Martha’s confidence in Jesus seems to hold even in the face of his delays, and her brother’s death.  We do not know what she expected might happen – maybe she didn’t know herself, speaking in fresh raw grief.  Perhaps she was simply throwing her whole self, her whole confidence and trust, on this dear friend who was unlike anyone else she knew.
“Your brother will rise again”
“I know he will rise again in the resurrection on the last day.”
To Martha, this talk of rising may have sounded like a conventional consolation, and  Martha takes it up, this hope, and places it on the Last Day, a day when the dead will rise. It is hope that death is not the end.  It is a distant hope, though, for a distant future.
“I am the resurrection and the life.”   Jesus moves that distant hope – a time, an event, a particular future thing, and says this instead:  He is the resurrection and the life .  Now.
In him is life.

Jesus is more than the one who rises from the dead on Easter Sunday, for others to look on and marvel, and believe if they can.  He himself  is resurrection, and that means something transformative for Lazarus, and Martha, and Mary, and all of us.

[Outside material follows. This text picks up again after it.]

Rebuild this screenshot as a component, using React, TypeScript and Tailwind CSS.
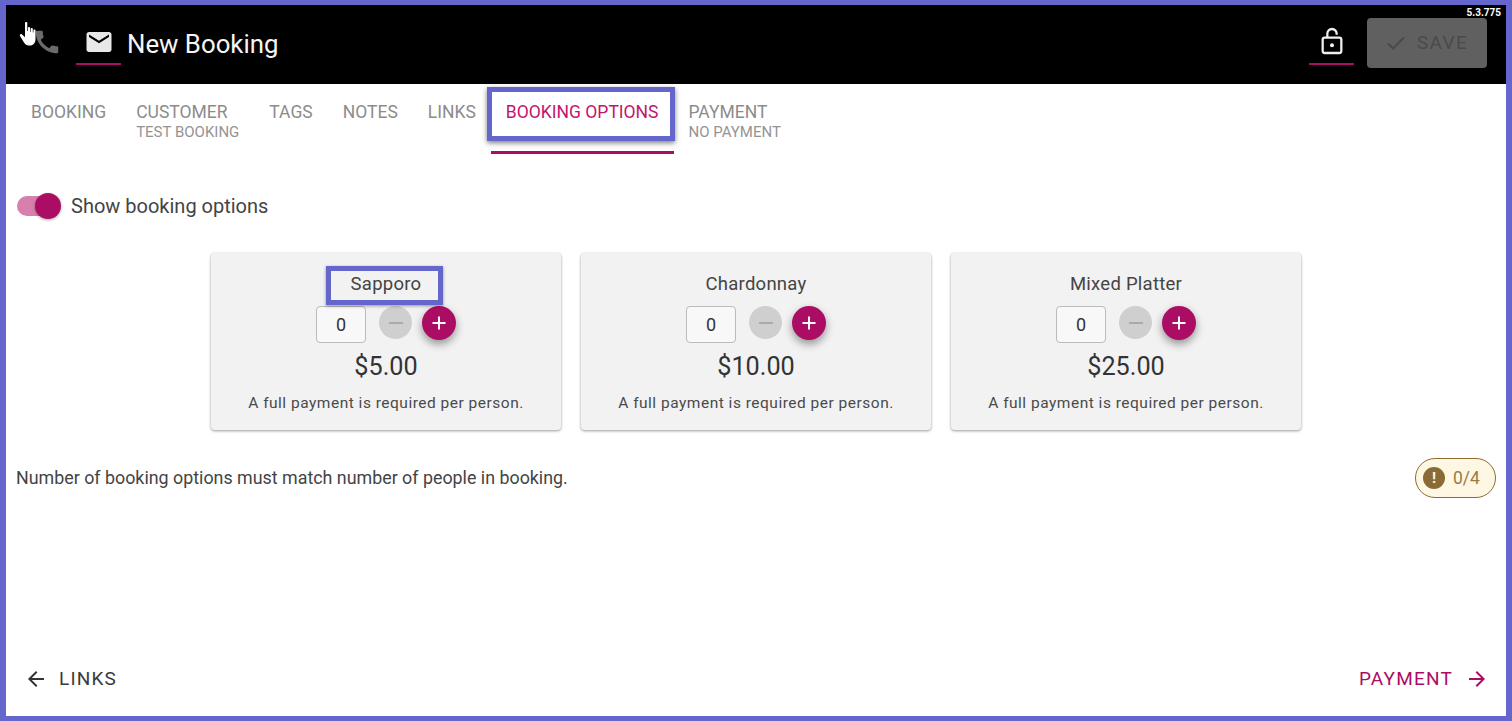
const options = [
  { name: "Sapporo", price: "$5.00", marked: true },
  { name: "Chardonnay", price: "$10.00", marked: false },
  { name: "Mixed Platter", price: "$25.00", marked: false },
];

const tabs = [
  { label: "BOOKING" },
  { label: "CUSTOMER", sub: "TEST BOOKING" },
  { label: "TAGS" },
  { label: "NOTES" },
  { label: "LINKS" },
  { label: "BOOKING OPTIONS", active: true },
  { label: "PAYMENT", sub: "NO PAYMENT" },
];

const OptionCard = ({ name, price, marked }: { name: string; price: string; marked: boolean }) => (
  <div className="w-[350px] h-[177px] bg-[#f2f2f2] rounded-[4px] shadow-[0_1px_3px_rgba(0,0,0,0.4)] flex flex-col items-center pt-[18px]">
    <div className="relative mt-[1px] text-[18.500px] leading-[24px] text-[#444] tracking-[0.25px]">
      {name}
      {marked && (
        <div className="absolute left-[-25px] right-[-22px] top-[-6px] bottom-[-9px] border-[5px] border-[#6466cc] shadow-[0_1px_3px_rgba(0,0,0,0.4)]" />
      )}
    </div>
    <div className="flex items-center mt-[9px] h-[38px]">
      <div className="w-[50px] h-[37px] bg-[#f8f8f8] border border-[#bbb] rounded-[4px] flex items-center justify-center text-[18px] text-[#333]">
        0
      </div>
      <div className="ml-[13px] w-[33px] h-[33px] rounded-full bg-[#cfcfcf] flex items-center justify-center mb-[3px]">
        <div className="w-[14px] h-[2px] bg-[#aaa]" />
      </div>
      <div className="ml-[10px] w-[34px] h-[34px] rounded-full bg-[#ab0d65] shadow-[0_4px_8px_rgba(0,0,0,0.4)] flex items-center justify-center mb-[3px]">
        <svg width="16" height="16" viewBox="0 0 16 16" fill="none" stroke="white" strokeWidth="2">
          <path d="M8 1.500v13M1.500 8h13" />
        </svg>
      </div>
    </div>
    <div className="mt-[7px] text-[25.200px] leading-[34px] text-[#333]">{price}</div>
    <div className="mt-[9px] text-[15.500px] leading-[20px] text-[#4a4a4a] tracking-[0.5px]">
      A full payment is required per person.
    </div>
  </div>
);

export default function App() {
  return (
    <div className="w-[1512px] h-[721px] border-x-[6px] border-y-[5px] border-[#6466cc] bg-white flex flex-col font-['Roboto',sans-serif] overflow-hidden">
      {/* header */}
      <div className="relative h-[79px] shrink-0 bg-black flex items-center">
        <div className="relative ml-[26px] mt-[-5px] w-[30px] h-[30px]">
          <svg width="30" height="30" viewBox="0 0 24 24" fill="#6b6b6b">
            <path d="M20.010 15.380c-1.230 0-2.420-.2-3.530-.56a.98.98 0 0 0-1.010.24l-1.570 1.970c-2.830-1.350-5.480-3.900-6.890-6.830l1.950-1.660c.27-.28.35-.67.24-1.020-.37-1.110-.56-2.300-.56-3.530 0-.54-.45-.99-.99-.99H4.190C3.650 3 3 3.240 3 3.990 3 13.280 10.730 21 20.010 21c.71 0 .99-.63.99-1.180v-3.450c0-.54-.45-.99-.99-.99z" />
          </svg>
          <svg className="absolute left-[-13px] top-[-6px]" width="22" height="26" viewBox="0 0 22 26" fill="white">
            <path d="M6 2c0-1.300 2.300-1.300 2.300 0v8h.7V7c0-1.200 2.100-1.200 2.100 0v4h.6V8c0-1.200 2.100-1.200 2.100 0v3.500h.6V9.500c0-1.200 2.100-1.200 2.100 0V18c0 4-2.300 6.500-5.500 6.500H10c-2.500 0-3.700-1.300-5-3L1 15c-.8-1.300.8-2.700 2-1.600l3 2.800z" />
          </svg>
        </div>
        <div className="relative ml-[14px] mt-[-4px] w-[45px] flex justify-center">
          <svg className="mt-[-1px]" width="30" height="30" viewBox="0 0 24 24" fill="#e8e8e8">
            <path d="M20 4H4c-1.100 0-2 .9-2 2v12c0 1.100.9 2 2 2h16c1.100 0 2-.9 2-2V6c0-1.100-.9-2-2-2zm0 4-8 5-8-5V6l8 5 8-5v2z" />
          </svg>
          <div className="absolute left-0 right-0 top-[35px] h-[2px] bg-[#ab0d65]" />
        </div>
        <div className="ml-[6px] text-[25.800px] text-[#f5f5f5] leading-none">New Booking</div>
        <div className="relative ml-auto mt-[-4px] w-[45px] flex justify-center">
          <svg className="ml-[1px] mt-[-3px]" width="32" height="32" viewBox="0 0 24 24" fill="none" stroke="#f0f0f0" strokeWidth="1.700">
            <rect x="5" y="9.500" width="14" height="11.500" rx="1.500" />
            <path d="M8.500 9.500V6.500a3.500 3.500 0 0 1 7 0v.8" />
            <circle cx="12" cy="15.200" r="1.500" fill="#f0f0f0" stroke="none" />
          </svg>
          <div className="absolute left-0 right-0 top-[35px] h-[2px] bg-[#ab0d65]" />
        </div>
        <div className="ml-[13px] mr-[19px] mt-[-3px] w-[120px] h-[50px] rounded-[4px] bg-[#606060] flex items-center justify-center gap-[9px] pr-[2px] text-[#4a4a4a] text-[19px] tracking-[1.300px]">
          <svg width="24" height="24" viewBox="0 0 24 24" fill="none" stroke="#4a4a4a" strokeWidth="2">
            <path d="M4 12.500l5 5L20 6.500" />
          </svg>
          SAVE
        </div>
        <div className="absolute right-[5px] top-[2px] text-[10px] leading-[12px] font-bold text-white">5.3.775</div>
      </div>

      {/* tabs */}
      <div className="h-[70px] shrink-0 flex pl-[10px]">
        {tabs.map((tab) => (
          <div
            key={tab.label}
            className={`relative px-[15px] pt-[17px] h-full text-[17.500px] leading-[22px] ${
              tab.active ? "text-[#c2156d] border-b-[3px] border-[#ab0d65]" : "text-[#8c8c8c]"
            }`}
          >
            {tab.label}
            {tab.sub && <div className="text-[15px] leading-[18px] text-[#949494]">{tab.sub}</div>}
            {tab.active && (
              <div className="absolute left-[-4px] right-[-1px] top-[3px] h-[54px] border-[5px] border-[#6466cc] shadow-[0_2px_5px_rgba(0,0,0,0.5)]" />
            )}
          </div>
        ))}
      </div>

      {/* body */}
      <div className="flex-1 flex flex-col px-[10px]">
        <div className="flex items-center mt-[37px] h-[30px]">
          <div className="relative w-[45px] h-[30px] flex items-center">
            <div className="absolute left-[1px] w-[36px] h-[20px] rounded-full bg-[#d97fae]" />
            <div className="absolute left-[19px] w-[26px] h-[26px] rounded-full bg-[#ab0d65] shadow-[0_1px_3px_rgba(0,0,0,0.35)]" />
          </div>
          <div className="ml-[10px] text-[20px] text-[#444]">Show booking options</div>
        </div>

        <div className="flex justify-center gap-[20px] mt-[32px]">
          {options.map((option) => (
            <OptionCard key={option.name} {...option} />
          ))}
        </div>

        <div className="flex items-center justify-between mt-[27px] h-[42px]">
          <div className="text-[17.850px] text-[#444]">Number of booking options must match number of people in booking.</div>
          <div className="w-[81px] h-[40px] rounded-full bg-[#fdf7e3] border border-[#8f6b31] flex items-center pl-[7px] gap-[8px] text-[17.500px] text-[#9a7a45]">
            <div className="w-[22px] h-[22px] rounded-full bg-[#8a6a35] flex items-center justify-center text-[#fdf7e3] text-[15px] font-bold leading-none">
              !
            </div>
            0/4
          </div>
        </div>

        <div className="mt-auto mb-[23px] flex items-center justify-between pr-[7px]">
          <div className="flex items-center gap-[11px] pl-[8px] text-[19px] tracking-[1.150px] text-[#3a3a3a]">
            <svg width="24" height="24" viewBox="0 0 24 24" fill="#333">
              <path d="M20 11H7.830l5.590-5.590L12 4l-8 8 8 8 1.410-1.410L7.830 13H20v-2z" />
            </svg>
            LINKS
          </div>
          <div className="flex items-center gap-[12px] text-[19px] tracking-[1.200px] text-[#ab0d65]">
            PAYMENT
            <svg width="24" height="24" viewBox="0 0 24 24" fill="#ab0d65">
              <path d="M12 4l-1.410 1.410L16.170 11H4v2h12.170l-5.580 5.590L12 20l8-8z" />
            </svg>
          </div>
        </div>
      </div>
    </div>
  );
}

After Martha makes her extraordinary statement, she quickly moves on.  Her sister, Mary, is still shut inside.  She must be told that Jesus is here.

Jesus  meets Mary, and the raw grief that she and the others bring with them.  She says the same thing as her sister –
“Lord, if you had been here, my brother would not have died.”  She says it weeping.  She says no more words beyond these.  The tone, therefore, feels different.  Her words sound desperate, almost accusing.  Maybe they are accusing.

“Where have you laid him?”
“Come and see”

The pain of the moment now is overwhelming.  Jesus is described as being greatly disturbed, deeply moved.  There is no talk here of denying the hope of the resurrection by grieving.  No accusation of lack of faith for being overcome with emotion.  Grief here is fully experienced – for his friend, and for those who love him still.  Grief too for all the death and loss that are caught up in this, and in the death that Jesus himself will face very soon…..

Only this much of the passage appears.